The problems I faced: I built a great AI model, finetuning it for weeks. I tried to show it to other people but I had to.

  • Load google colab
  • Connect it to google drive
  • Copy and load the model
  • Wait…

That is enough to kill a man’s enthusiasm .

I copied the colab code into a server, built a flask API around it and tried to run it. It then showed the kind of tensorflow errors that I’d never seen before. Running tensorflow graphs and trying to build an API around it in the same program didn’t work that easily. One workaround was to run the AI system and show the output in the terminal. That output would then be taken by another program for further processing. That worked for me but didn’t seem like an elegant soulution.

Upon further research I found about tensorflow serving. It serves a tensorflow model as a REST server. And It works pretty well.
For simple cases, tf.keras.save_model() works fine but not if you have a little complex things going inside your model.

Prerequisites: Tensorflow, Docker
You need not know much about docker but a good bit about tensorflow.

Step 1:

The first step is to save the model.

  • Initially save the model using tf.keras.save_model() and if it doesn’t work.
  • Trace graphs from your tensorflow model. It varies according to use-cases but the documentation is pretty good.
    A Code example:
      callable = tf.function(
      concrete_function = callable.get_concrete_function(......), signatures=concrete_function)

    (This is how I once saved a BERT model)

Now that the model is saved, next is to serve it.

Step 2:

  • Tensorflow serving
    $ docker pull tensorflow/serving
  • Run it:
    $ docker run -p 8501:8501 \
    --mount type=bind,source=/path/to/my_model/,target=/models/my_model \
    -e MODEL_NAME=my_model -t tensorflow/serving

Is it done?
Well no, You’ve only served a model that outputs logits or probability distribution of something.

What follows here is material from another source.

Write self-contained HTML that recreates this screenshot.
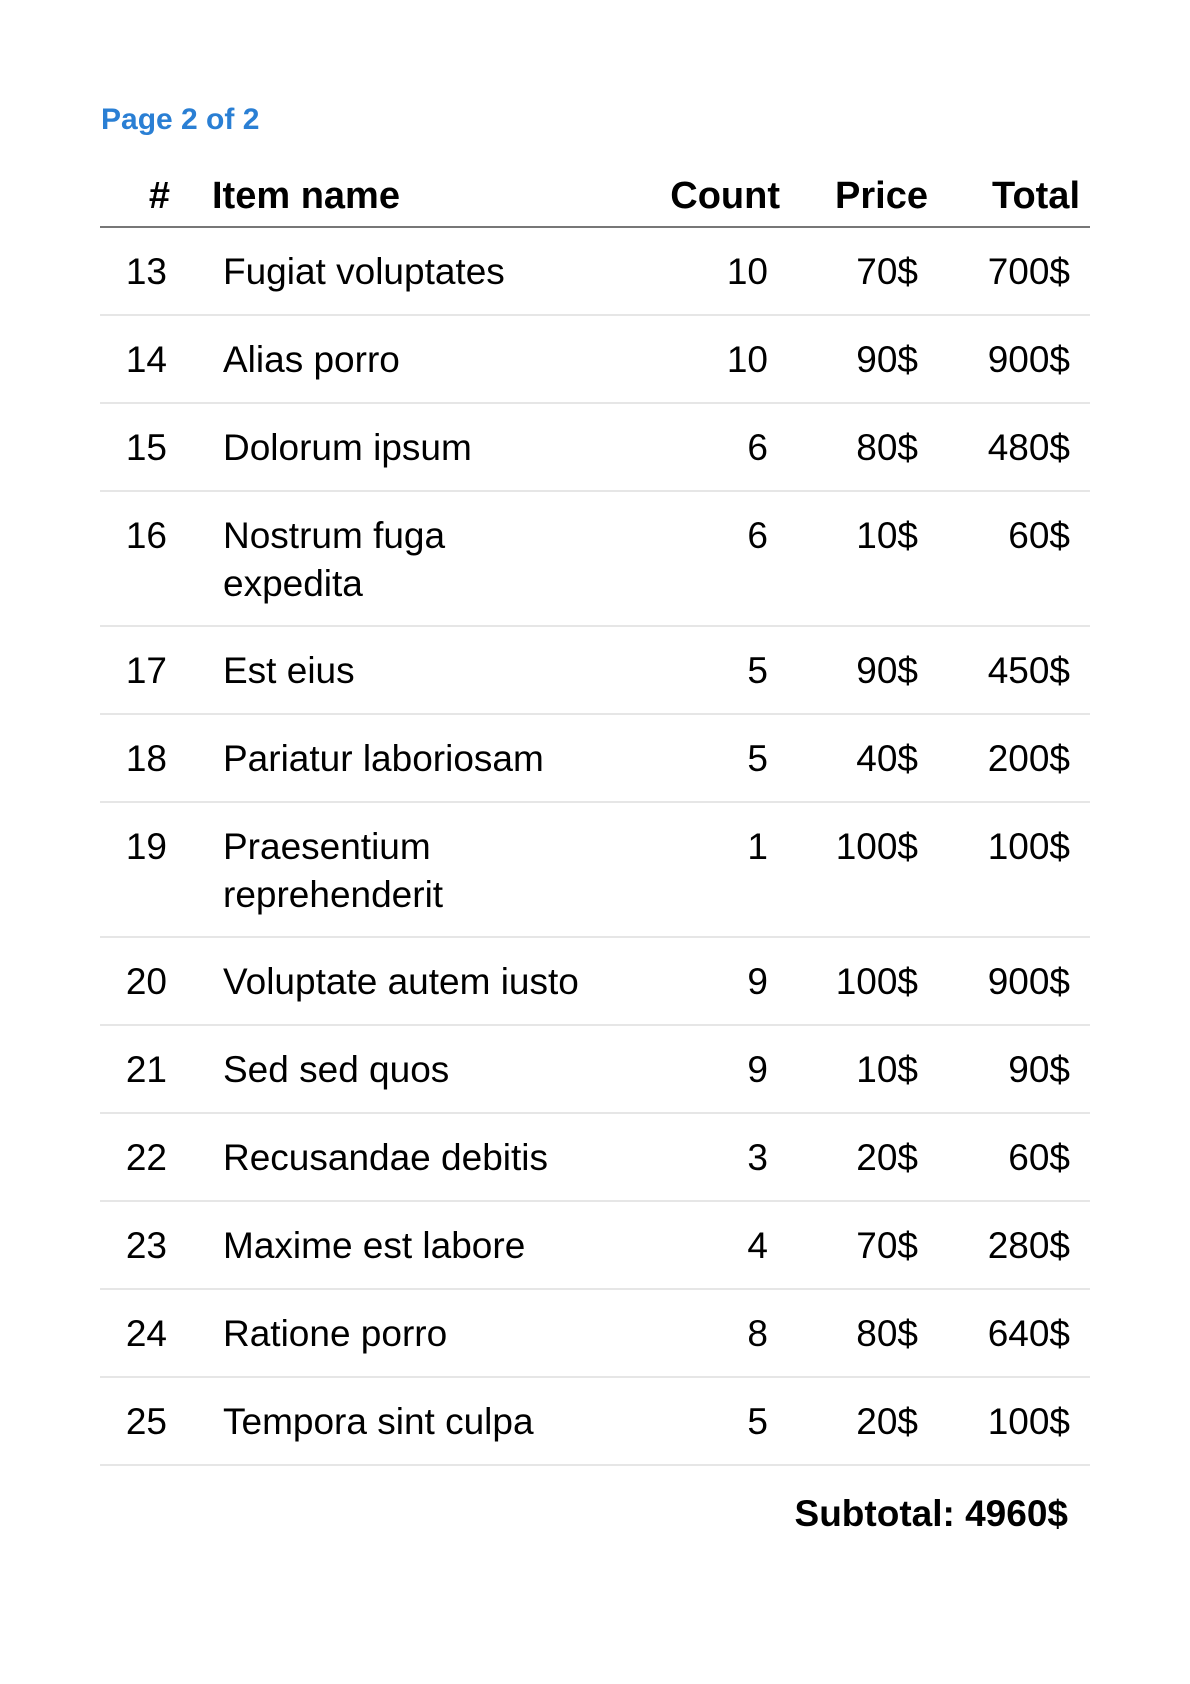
<!DOCTYPE html>
<html><head><meta charset="utf-8"><style>
*{margin:0;padding:0;box-sizing:border-box}
body{width:1190px;height:1684px;background:#fff;font-family:"Liberation Sans",sans-serif;color:#000;position:relative;overflow:hidden}
.page{position:absolute;left:101px;top:102px;font-size:30px;font-weight:bold;color:#2a7fd4;line-height:36px}
.hdr{position:absolute;left:100px;top:172px;width:990px;height:56px;border-bottom:2px solid #777;font-size:38px;font-weight:bold;line-height:48px}
.tbl{position:absolute;left:100px;top:228px;width:990px}
.row{position:relative;height:88px;border-bottom:2px solid #e6e6e6;font-size:37px;line-height:48px}
.row.d{height:135px}
.row span,.hdr span{position:absolute;top:20px;white-space:nowrap}
.hdr span{top:0}
.n{right:calc(990px - 67px)}
.nm{left:123px}
.c{right:222px}.p{right:172px}.t{right:20px}
.hdr .n{right:calc(990px - 70px)}.hdr .nm{left:112px}.hdr .c{right:210px}.hdr .p{right:162px}.hdr .t{right:10px}
.sub{position:absolute;right:122px;top:1490px;font-size:37px;font-weight:bold;line-height:48px}
</style></head><body>
<div class="page">Page 2 of 2</div>
<div class="hdr"><span class="n">#</span><span class="nm">Item name</span><span class="c" style="right:310px">Count</span><span class="p" style="right:162px">Price</span><span class="t">Total</span></div>
<div class="tbl">
<div class="row"><span class="n">13</span><span class="nm">Fugiat voluptates</span><span class="c" style="right:322px">10</span><span class="p">70$</span><span class="t">700$</span></div>
<div class="row"><span class="n">14</span><span class="nm">Alias porro</span><span class="c" style="right:322px">10</span><span class="p">90$</span><span class="t">900$</span></div>
<div class="row"><span class="n">15</span><span class="nm">Dolorum ipsum</span><span class="c" style="right:322px">6</span><span class="p">80$</span><span class="t">480$</span></div>
<div class="row d"><span class="n">16</span><span class="nm">Nostrum fuga<br>expedita</span><span class="c" style="right:322px">6</span><span class="p">10$</span><span class="t">60$</span></div>
<div class="row"><span class="n">17</span><span class="nm">Est eius</span><span class="c" style="right:322px">5</span><span class="p">90$</span><span class="t">450$</span></div>
<div class="row"><span class="n">18</span><span class="nm">Pariatur laboriosam</span><span class="c" style="right:322px">5</span><span class="p">40$</span><span class="t">200$</span></div>
<div class="row d"><span class="n">19</span><span class="nm">Praesentium<br>reprehenderit</span><span class="c" style="right:322px">1</span><span class="p">100$</span><span class="t">100$</span></div>
<div class="row"><span class="n">20</span><span class="nm">Voluptate autem iusto</span><span class="c" style="right:322px">9</span><span class="p">100$</span><span class="t">900$</span></div>
<div class="row"><span class="n">21</span><span class="nm">Sed sed quos</span><span class="c" style="right:322px">9</span><span class="p">10$</span><span class="t">90$</span></div>
<div class="row"><span class="n">22</span><span class="nm">Recusandae debitis</span><span class="c" style="right:322px">3</span><span class="p">20$</span><span class="t">60$</span></div>
<div class="row"><span class="n">23</span><span class="nm">Maxime est labore</span><span class="c" style="right:322px">4</span><span class="p">70$</span><span class="t">280$</span></div>
<div class="row"><span class="n">24</span><span class="nm">Ratione porro</span><span class="c" style="right:322px">8</span><span class="p">80$</span><span class="t">640$</span></div>
<div class="row"><span class="n">25</span><span class="nm">Tempora sint culpa</span><span class="c" style="right:322px">5</span><span class="p">20$</span><span class="t">100$</span></div>
</div>
<div class="sub">Subtotal: 4960$</div>
</body></html>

That, you’ll have to interpret according to your requirement. So, you’d need to build an app around it. (You could use something other than python but you might need to use tensorflow again for post-processing of those logits). Now, the app just needs to send a HTTP request to port 8501.

If it’s a cats/dogs classification, don’t directly send the picture of a cat. Instead, read the documentation.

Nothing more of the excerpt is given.